Adorazione dei Magi (Tondo Cook), Washington, National Gallery of Art (dal 1952) Tempera su tavola, diametro cm 137,2

the last works

In January 1466 Fra Filippo received the balance of the payment for his frescoes, which cost all of 1,962 florins (including the materials and scaffoldings), but with the complete satisfaction of the clients. The following year, Filippo and his entourage moved to Spoleto, to fresco the apse of the Cathedral there.
At the same time, the artist received an order from the convent in Prato of the Servi di Maria for an altarpiece entitled The Presentation at the Temple (still on view in the church of the Holy Spirit), painted almost entirely by his collaborators, in 1467-68, on models painted by the master, with an interesting setting in perspective that opens outward.

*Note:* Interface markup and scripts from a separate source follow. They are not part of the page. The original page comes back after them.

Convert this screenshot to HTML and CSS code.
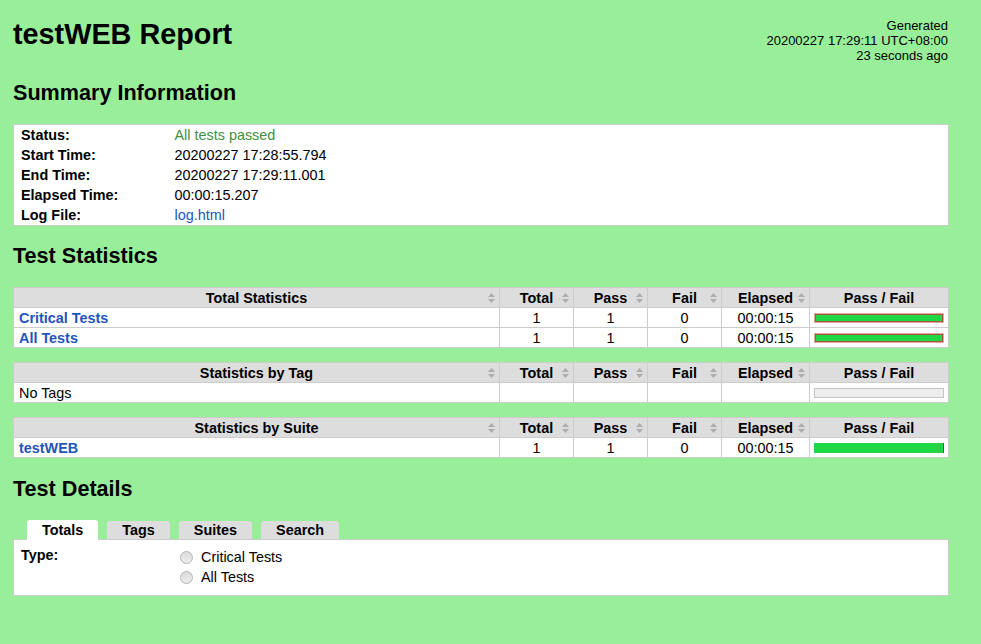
FILE: index.html
```html
<!DOCTYPE html>
<html lang="en">
<head>
<meta charset="utf-8">
<title>testWEB Report</title>
<link rel="stylesheet" href="styles.css">
</head>
<body>
<div class="page">
  <header class="header">
    <h1 class="title">testWEB Report</h1>
    <div class="generated">Generated<br>20200227 17:29:11 UTC+08:00<br>23 seconds ago</div>
  </header>

  <h2 class="section-title">Summary Information</h2>
  <table class="summary">
    <tr><th>Status:</th><td class="pass-text">All tests passed</td></tr>
    <tr><th>Start Time:</th><td>20200227 17:28:55.794</td></tr>
    <tr><th>End Time:</th><td>20200227 17:29:11.001</td></tr>
    <tr><th>Elapsed Time:</th><td>00:00:15.207</td></tr>
    <tr><th>Log File:</th><td><a class="link" href="#">log.html</a></td></tr>
  </table>

  <h2 class="section-title">Test Statistics</h2>
  <div class="stats-group">
    <table class="statistics">
      <thead>
        <tr>
          <th class="c-name sortable">Total Statistics<svg class="sort" viewBox="0 0 7 10"><path d="M3.5 0L7 4H0z"/><path d="M0 6h7l-3.5 4z"/></svg></th>
          <th class="c-num sortable">Total<svg class="sort" viewBox="0 0 7 10"><path d="M3.5 0L7 4H0z"/><path d="M0 6h7l-3.5 4z"/></svg></th>
          <th class="c-num sortable">Pass<svg class="sort" viewBox="0 0 7 10"><path d="M3.5 0L7 4H0z"/><path d="M0 6h7l-3.5 4z"/></svg></th>
          <th class="c-num sortable">Fail<svg class="sort" viewBox="0 0 7 10"><path d="M3.5 0L7 4H0z"/><path d="M0 6h7l-3.5 4z"/></svg></th>
          <th class="c-elapsed sortable">Elapsed<svg class="sort" viewBox="0 0 7 10"><path d="M3.5 0L7 4H0z"/><path d="M0 6h7l-3.5 4z"/></svg></th>
          <th class="c-graph">Pass / Fail</th>
        </tr>
      </thead>
      <tbody>
        <tr>
          <td class="stat-name"><a class="link strong" href="#">Critical Tests</a></td>
          <td class="num">1</td><td class="num">1</td><td class="num">0</td><td class="num">00:00:15</td>
          <td class="graph-cell"><div class="graph critical"><div class="pass-bar"></div></div></td>
        </tr>
        <tr>
          <td class="stat-name"><a class="link strong" href="#">All Tests</a></td>
          <td class="num">1</td><td class="num">1</td><td class="num">0</td><td class="num">00:00:15</td>
          <td class="graph-cell"><div class="graph critical"><div class="pass-bar"></div></div></td>
        </tr>
      </tbody>
    </table>

    <table class="statistics">
      <thead>
        <tr>
          <th class="c-name sortable">Statistics by Tag<svg class="sort" viewBox="0 0 7 10"><path d="M3.5 0L7 4H0z"/><path d="M0 6h7l-3.5 4z"/></svg></th>
          <th class="c-num sortable">Total<svg class="sort" viewBox="0 0 7 10"><path d="M3.5 0L7 4H0z"/><path d="M0 6h7l-3.5 4z"/></svg></th>
          <th class="c-num sortable">Pass<svg class="sort" viewBox="0 0 7 10"><path d="M3.5 0L7 4H0z"/><path d="M0 6h7l-3.5 4z"/></svg></th>
          <th class="c-num sortable">Fail<svg class="sort" viewBox="0 0 7 10"><path d="M3.5 0L7 4H0z"/><path d="M0 6h7l-3.5 4z"/></svg></th>
          <th class="c-elapsed sortable">Elapsed<svg class="sort" viewBox="0 0 7 10"><path d="M3.5 0L7 4H0z"/><path d="M0 6h7l-3.5 4z"/></svg></th>
          <th class="c-graph">Pass / Fail</th>
        </tr>
      </thead>
      <tbody>
        <tr>
          <td class="stat-name">No Tags</td>
          <td class="num"></td><td class="num"></td><td class="num"></td><td class="num"></td>
          <td class="graph-cell"><div class="graph empty"></div></td>
        </tr>
      </tbody>
    </table>

    <table class="statistics">
      <thead>
        <tr>
          <th class="c-name sortable">Statistics by Suite<svg class="sort" viewBox="0 0 7 10"><path d="M3.5 0L7 4H0z"/><path d="M0 6h7l-3.5 4z"/></svg></th>
          <th class="c-num sortable">Total<svg class="sort" viewBox="0 0 7 10"><path d="M3.5 0L7 4H0z"/><path d="M0 6h7l-3.5 4z"/></svg></th>
          <th class="c-num sortable">Pass<svg class="sort" viewBox="0 0 7 10"><path d="M3.5 0L7 4H0z"/><path d="M0 6h7l-3.5 4z"/></svg></th>
          <th class="c-num sortable">Fail<svg class="sort" viewBox="0 0 7 10"><path d="M3.5 0L7 4H0z"/><path d="M0 6h7l-3.5 4z"/></svg></th>
          <th class="c-elapsed sortable">Elapsed<svg class="sort" viewBox="0 0 7 10"><path d="M3.5 0L7 4H0z"/><path d="M0 6h7l-3.5 4z"/></svg></th>
          <th class="c-graph">Pass / Fail</th>
        </tr>
      </thead>
      <tbody>
        <tr>
          <td class="stat-name"><a class="link strong" href="#">testWEB</a></td>
          <td class="num">1</td><td class="num">1</td><td class="num">0</td><td class="num">00:00:15</td>
          <td class="graph-cell"><div class="graph suite"><div class="pass-bar"></div></div></td>
        </tr>
      </tbody>
    </table>
  </div>

  <h2 class="section-title">Test Details</h2>
  <ul class="tabs">
    <li class="tab active">Totals</li>
    <li class="tab">Tags</li>
    <li class="tab">Suites</li>
    <li class="tab">Search</li>
  </ul>
  <div class="detail-box">
    <div class="detail-label">Type:</div>
    <div class="options">
      <label class="option"><input class="radio" type="radio" name="type"><span>Critical Tests</span></label>
      <label class="option"><input class="radio" type="radio" name="type"><span>All Tests</span></label>
    </div>
  </div>
</div>
</body>
</html>
```
FILE: styles.css
```css
* {
  box-sizing: border-box;
}

html,
body {
  margin: 0;
  padding: 0;
}

body {
  background: #99ee99;
  color: #000;
  font-family: "Liberation Sans", Arial, Helvetica, sans-serif;
  font-size: 14.4px;
}

.page {
  padding: 18px 13px 0;
}

.header {
  width: 935px;
  height: 62px;
  display: flex;
  justify-content: space-between;
  align-items: flex-start;
}

.title {
  margin: 0;
  font-size: 28.8px;
  line-height: 33px;
  font-weight: bold;
}

.generated {
  font-size: 13px;
  line-height: 15px;
  text-align: right;
  white-space: nowrap;
}

.section-title {
  margin: 0 0 19px;
  font-size: 21.6px;
  line-height: 25px;
  font-weight: bold;
}

.link {
  color: #2255bb;
  text-decoration: none;
}

.strong {
  font-weight: bold;
}

.pass-text {
  color: #3f8f3f;
}

/* Summary */
.summary {
  width: 936px;
  border-collapse: collapse;
  border: 1px solid #cccccc;
  background: #fff;
  margin-bottom: 17px;
}

.summary th,
.summary td {
  text-align: left;
  vertical-align: top;
  line-height: 16px;
  padding: 2px 6px;
}

.summary th {
  width: 155px;
  padding-left: 7px;
  font-weight: bold;
}

/* Statistics */
.stats-group {
  display: flex;
  flex-direction: column;
  gap: 14px;
  margin-bottom: 18px;
}

.statistics {
  width: 936px;
  border-collapse: collapse;
  table-layout: fixed;
  background: #fff;
}

.statistics th,
.statistics td {
  border: 1px solid #cccccc;
  line-height: 17px;
  padding: 2px 5px 0;
  height: 20px;
  white-space: nowrap;
}

.statistics th {
  background: #dddddd;
  font-weight: bold;
  text-align: center;
  position: relative;
}

.c-num {
  width: 74px;
}

.c-elapsed {
  width: 88px;
}

.c-graph {
  width: 139px;
}

.sort {
  position: absolute;
  right: 4px;
  top: 50%;
  width: 7px;
  height: 10px;
  margin-top: -5px;
  fill: #adadad;
}

.stat-name {
  text-align: left;
}

.num {
  text-align: center;
}

.statistics td.graph-cell {
  padding: 0 4px;
}

.graph {
  height: 10px;
  width: 100%;
}

.graph.critical {
  border: 1px solid #e6a79c;
}

.graph.critical .pass-bar {
  height: 100%;
  background: #1ed846;
  box-shadow: inset 0 0 0 1px #a4553c;
}

.graph.suite {
  display: flex;
}

.graph.suite .pass-bar {
  height: 100%;
  flex: 1;
  background: #1ed846;
  border-right: 1px solid #a8342c;
}

.graph.empty {
  background: #eeeeee;
  border: 1px solid #c4c4c4;
}

/* Details */
.tabs {
  list-style: none;
  margin: 2px 0 0;
  padding: 0 0 0 14px;
  display: flex;
  align-items: flex-end;
  gap: 9px;
  height: 19px;
}

.tab {
  height: 18px;
  line-height: 18px;
  padding: 0 15px;
  background: #dddddd;
  font-weight: bold;
  border-radius: 3px 3px 0 0;
}

.tab.active {
  background: #fff;
  height: 20px;
  line-height: 20px;
  margin-bottom: -1px;
  position: relative;
}

.detail-box {
  width: 936px;
  background: #fff;
  border: 1px solid #cccccc;
  padding: 7px 0 8px;
  display: grid;
  grid-template-columns: 161px 1fr;
}

.detail-label {
  font-weight: bold;
  line-height: 16px;
  padding-left: 7px;
}

.options {
  display: flex;
  flex-direction: column;
}

.option {
  display: flex;
  align-items: center;
  height: 20px;
  gap: 8px;
  padding-left: 5px;
}

.radio {
  appearance: none;
  -webkit-appearance: none;
  margin: 0;
  width: 13px;
  height: 13px;
  border-radius: 50%;
  border: 1px solid #b4b4b4;
  background: linear-gradient(#dcdcdc, #ececec);
}
```
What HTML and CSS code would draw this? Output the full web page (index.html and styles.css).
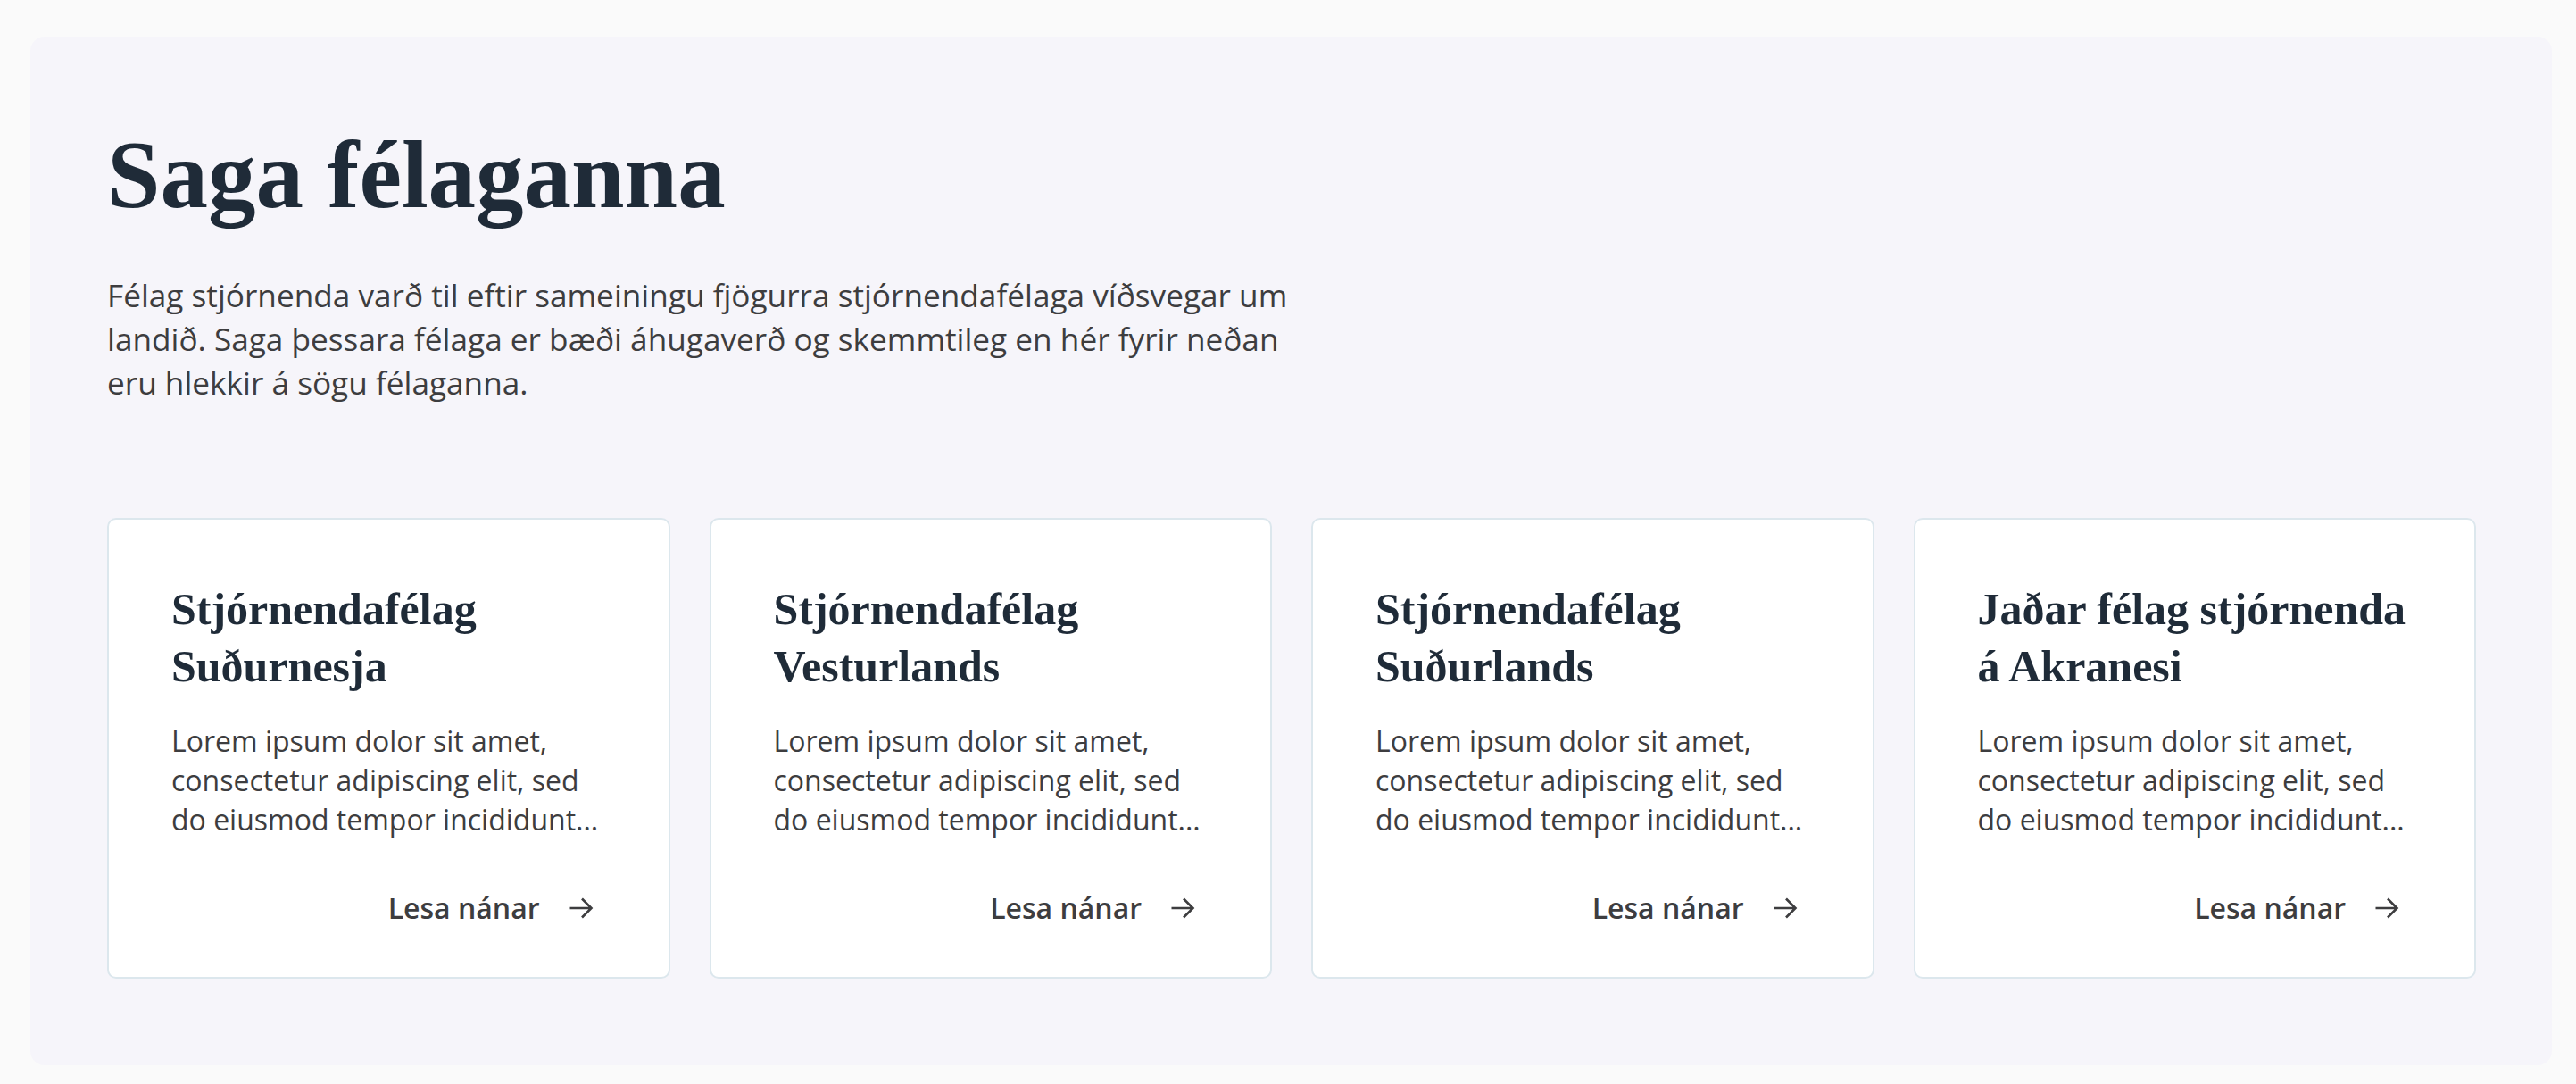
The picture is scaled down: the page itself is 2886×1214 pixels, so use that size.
FILE: index.html
```html
<!DOCTYPE html>
<html lang="is">
<head>
<meta charset="utf-8">
<title>Saga félaganna</title>
<link rel="stylesheet" href="styles.css">
</head>
<body>
<main class="panel">
  <h1 class="title">Saga félaganna</h1>
  <p class="intro">Félag stjórnenda varð til eftir sameiningu fjögurra stjórnendafélaga víðsvegar um landið. Saga þessara félaga er bæði áhugaverð og skemmtileg en hér fyrir neðan eru hlekkir á sögu félaganna.</p>
  <div class="cards">
    <article class="card">
      <h2 class="card-title">Stjórnendafélag<br>Suðurnesja</h2>
      <p class="card-text">Lorem ipsum dolor sit amet, consectetur adipiscing elit, sed do eiusmod tempor incididunt...</p>
      <a class="more" href="#">Lesa nánar <svg class="arrow" viewBox="0 0 28 24" width="28" height="24"><path d="M1.5 12H26M15 1.5L25.5 12L15 22.5" fill="none" stroke="currentColor" stroke-width="2.6"/></svg></a>
    </article>
    <article class="card">
      <h2 class="card-title">Stjórnendafélag<br>Vesturlands</h2>
      <p class="card-text">Lorem ipsum dolor sit amet, consectetur adipiscing elit, sed do eiusmod tempor incididunt...</p>
      <a class="more" href="#">Lesa nánar <svg class="arrow" viewBox="0 0 28 24" width="28" height="24"><path d="M1.5 12H26M15 1.5L25.5 12L15 22.5" fill="none" stroke="currentColor" stroke-width="2.6"/></svg></a>
    </article>
    <article class="card">
      <h2 class="card-title">Stjórnendafélag<br>Suðurlands</h2>
      <p class="card-text">Lorem ipsum dolor sit amet, consectetur adipiscing elit, sed do eiusmod tempor incididunt...</p>
      <a class="more" href="#">Lesa nánar <svg class="arrow" viewBox="0 0 28 24" width="28" height="24"><path d="M1.5 12H26M15 1.5L25.5 12L15 22.5" fill="none" stroke="currentColor" stroke-width="2.6"/></svg></a>
    </article>
    <article class="card">
      <h2 class="card-title">Jaðar félag stjórnenda<br>á Akranesi</h2>
      <p class="card-text">Lorem ipsum dolor sit amet, consectetur adipiscing elit, sed do eiusmod tempor incididunt...</p>
      <a class="more" href="#">Lesa nánar <svg class="arrow" viewBox="0 0 28 24" width="28" height="24"><path d="M1.5 12H26M15 1.5L25.5 12L15 22.5" fill="none" stroke="currentColor" stroke-width="2.6"/></svg></a>
    </article>
  </div>
</main>
</body>
</html>
```

FILE: styles.css
```css
html, body {
  margin: 0;
  padding: 0;
}

body {
  background: #fafafa;
  font-family: "Open Sans", "Liberation Sans", sans-serif;
  color: #3d3d3f;
}

.panel {
  margin: 41px 27px 20px 34px;
  padding: 89px 85px 97px 86px;
  background: #f6f5fa;
  border-radius: 16px;
}

.title {
  margin: 0;
  font-family: "Liberation Serif", "DejaVu Serif", serif;
  font-weight: 700;
  font-size: 107px;
  line-height: 132px;
  color: #1f2b38;
}

.intro {
  margin: 44px 0 0;
  max-width: 1345px;
  font-size: 35.2px;
  line-height: 49px;
  color: #3d3d3f;
}

.cards {
  margin-top: 127px;
  display: grid;
  grid-template-columns: repeat(4, 1fr);
  gap: 44px;
}

.card {
  display: flex;
  flex-direction: column;
  background: #ffffff;
  border: 2px solid #dce7ed;
  border-radius: 10px;
  padding: 68px 71px 55px 70px;
}

.card-title {
  margin: 0;
  font-family: "Liberation Serif", "DejaVu Serif", serif;
  font-weight: 700;
  font-size: 50px;
  line-height: 64px;
  color: #1f2b38;
  white-space: nowrap;
}

.card-text {
  margin: 30px 0 0;
  font-size: 32px;
  line-height: 44px;
  color: #3d3d3f;
}

.more {
  margin-top: 55px;
  align-self: flex-end;
  display: flex;
  align-items: center;
  gap: 32px;
  padding-right: 13px;
  font-size: 32px;
  line-height: 44px;
  font-weight: 600;
  color: #3d3d3f;
  text-decoration: none;
}

.arrow {
  display: block;
  flex: none;
}
```
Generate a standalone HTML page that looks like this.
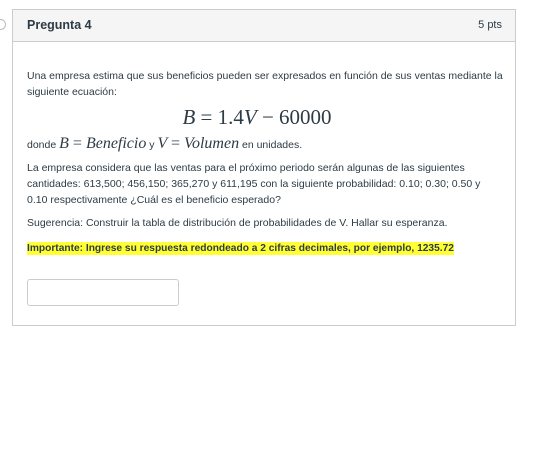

The Spoleto frescoes were completed shortly after the death of Fra Filippo, in October 1469; for a few years his workshop, directed by Fra Diamante, continued to operate in Prato. For the monastery of St. Margaret, of which Fra Diamante was the chaplain, in 1470-72 an altarpiece was painted depicting the Nativity, now at the Louvre (it was carried off by the French government in 1812). The City Museum still has the predella (now part of the exhibition The Treasures of the City), with three scenes: The Presentation in the Temple; The Adoration of the Magi; The Slaughter of the Innocents, painted by Fra Diamante and collaborators. Many critics see in the Adoration – with its dynamic, dramatic sketching of a small, airy landscape – an early work of the young Filippino Lippi.